叶辞秋不驯地望着她:“你不必说这些话激我,我只是来看看你过得怎么样,顺便要个名分。”
名分?
赵听月气笑了,说:“名分?跑我这搞封建迷信了?以身相许,做牛做马?”她想到了什么,语气嘲讽起来,“让你失望了,我对有未婚妻的人,没有兴趣。”
叶辞秋一顿,他倒是忘了这茬了。早在海岛他察觉到自己对她不同寻常的兴趣后,就考虑过要处理掉自己身上的婚约。
只是自打在医院醒来,他分身乏术,这种小事实在不值得浪费时间,没想到在这里给了她拒绝的借口。
他静默了两秒,点点头表示明白了:“我会取消婚约,你跟我在一起。
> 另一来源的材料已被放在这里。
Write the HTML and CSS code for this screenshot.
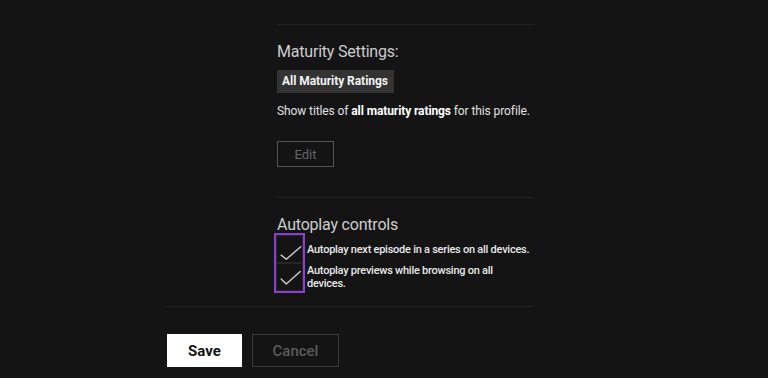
FILE: index.html
```html
<!DOCTYPE html>
<html>
<head>
<meta charset="utf-8">
<link rel="stylesheet" href="styles.css">
</head>
<body>
<div class="main">
  <section class="section maturity">
    <h2 class="title">Maturity Settings:</h2>
    <div class="badge">All Maturity Ratings</div>
    <p class="desc">Show titles of <b>all maturity ratings</b> for this profile.</p>
    <button class="edit">Edit</button>
  </section>
  <section class="section autoplay">
    <h2 class="title">Autoplay controls</h2>
    <div class="opts">
      <div class="boxes">
        <span class="box"><svg viewBox="0 0 28 28" width="26" height="28"><path d="M4.5 19.5 L10 24 L25.5 10.5" fill="none" stroke="#c8c8c8" stroke-width="1.6" stroke-linecap="round" stroke-linejoin="round"/></svg></span>
        <span class="box"><svg viewBox="0 0 28 28" width="26" height="28"><path d="M4.5 15 L10 20.5 L25 7" fill="none" stroke="#c8c8c8" stroke-width="1.6" stroke-linecap="round" stroke-linejoin="round"/></svg></span>
      </div>
      <div class="labels">
        <div class="lab1">Autoplay next episode in a series on all devices.</div>
        <div class="lab2">Autoplay previews while browsing on all devices.</div>
      </div>
    </div>
  </section>
  <div class="footer">
    <button class="save">Save</button>
    <button class="cancel">Cancel</button>
  </div>
</div>
</body>
</html>
```
FILE: styles.css
```css
html, body {
  margin: 0;
  padding: 0;
  background: #141414;
  font-family: Roboto, "Liberation Sans", sans-serif;
  color: #fff;
}
.main {
  width: 368px;
  margin-left: 167px;
  padding-top: 24px;
}
.section {
  margin-left: 110px;
  border-top: 1px solid #232323;
}
.title {
  margin: 0;
  font-weight: 400;
  font-size: 16px;
  color: #cccccc;
  letter-spacing: -0.2px;
}
.maturity {
  padding-top: 17px;
  height: 173px;
  box-sizing: border-box;
}
.maturity .title {
  line-height: 20px;
}
.badge {
  display: inline-block;
  margin-top: 8px;
  background: #333333;
  color: #f2f2f2;
  font-weight: 700;
  font-size: 12px;
  line-height: 23px;
  padding: 0 6px 0 5px;
  letter-spacing: -0.05px;
}
.desc {
  margin: 9px 0 0;
  font-size: 12px;
  line-height: 18px;
  color: #e0e0e0;
  letter-spacing: -0.1px;
}
.desc b {
  color: #fff;
  font-weight: 700;
}
.edit {
  display: block;
  margin-top: 21px;
  width: 57px;
  height: 26px;
  background: transparent;
  border: 1px solid #555555;
  color: #666666;
  font-family: inherit;
  font-size: 13px;
  padding: 0;
}
.autoplay {
  padding-top: 18px;
  height: 109px;
  box-sizing: border-box;
}
.autoplay .title {
  line-height: 17px;
}
.opts {
  display: flex;
  align-items: flex-start;
  margin-left: -3px;
}
.boxes {
  display: flex;
  flex-direction: column;
  border: 2px solid #8a3fcf;
  width: 27px;
  flex: none;
}
.box {
  display: block;
  height: 28px;
  border: 1px solid #262626;
  box-sizing: border-box;
}
.box svg {
  display: block;
}
.labels {
  width: 218px;
  margin-left: 2px;
  font-size: 11px;
  font-weight: 500;
  color: #e8e8e8;
  line-height: 13px;
  letter-spacing: -0.25px;
}
.lab1 {
  padding-top: 10px;
  white-space: nowrap;
}
.lab2 {
  padding-top: 8px;
}
.footer {
  border-top: 1px solid #232323;
  margin-top: 0;
  padding-top: 27px;
  display: flex;
  gap: 10px;
}
.save {
  width: 75px;
  height: 33px;
  background: #ffffff;
  border: none;
  color: #141414;
  font-family: inherit;
  font-weight: 700;
  font-size: 15px;
  padding: 0;
}
.cancel {
  width: 87px;
  height: 33px;
  background: transparent;
  border: 1px solid #3a3a3a;
  color: #5a5a5a;
  font-family: inherit;
  font-weight: 500;
  font-size: 15px;
  padding: 0;
}
```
”
赵听月彻底被他的无耻惊到了,他明白什么了他明白,她是这个意思吗!
她转头就走,边走边回头不可置信的骂出声:“要发疯离远点,赶紧走,再来揍死你,真是疯了……”
叶辞秋那张英挺桀骜的俊脸此刻混着一股好死赖活的野劲儿,胸腔里蓦地漫出一声闷笑。
“赵听月。”
她被他喊住。
他没被她的冷脸影响到,勾唇逗她:“不请我进去坐坐吗?”
赵听月彻底懊恼起了自己的天真,竟然停下来,以为他能说出什么好话来。
她抬脚继续走,身后的男人敛起笑意,开口道:“说真的,需要我教你怎么保护自己吗?”
赵听月猝不及防,还以为自己听错了,下意识问道:“你说什么?”
她说着便转过身来,对上他坦然落拓的神情,突然冷笑一声,目露凶光:“你放心,以后谁敢靠近我的脸妄图强吻我,我绝对打爆他的脸。”
除了他,还没人敢一而再,再而三的占她便宜。
作为元凶的叶辞秋丝毫不觉,深邃的目光盯着她的脸,颇为认同道:“可以,我给你撑腰。”
赵听月全身被风吹得冷透,可她却迈不动步了。
那股讨厌的感觉又出现了,之前是因为他的举动,如今又因为他的三言两语,让自己处于不可控制的情绪波澜中。
可叶辞秋却不依不饶。
他向后倚靠在车边,不动声色的掩饰掉因为头伤而目眩发软的身体,眯着眼睛道:“不过,我的意思是,你要好好吃饭,好好睡觉,好好……”
活着。
就在她怔愣住失神时,又听他说:“不是说过我罩你吗,这话永远算数。所以,别让自己受委屈……你是最重要的。”
爱情可真是一种说不清道不明的东西,竟让他这样一个恶劣乖戾的人,学会了温柔的呵护。
而对赵听月来说,他话中的深意藏尽了秘密,是属于她惶惶不可终日,却始终无法窥得天光的秘密。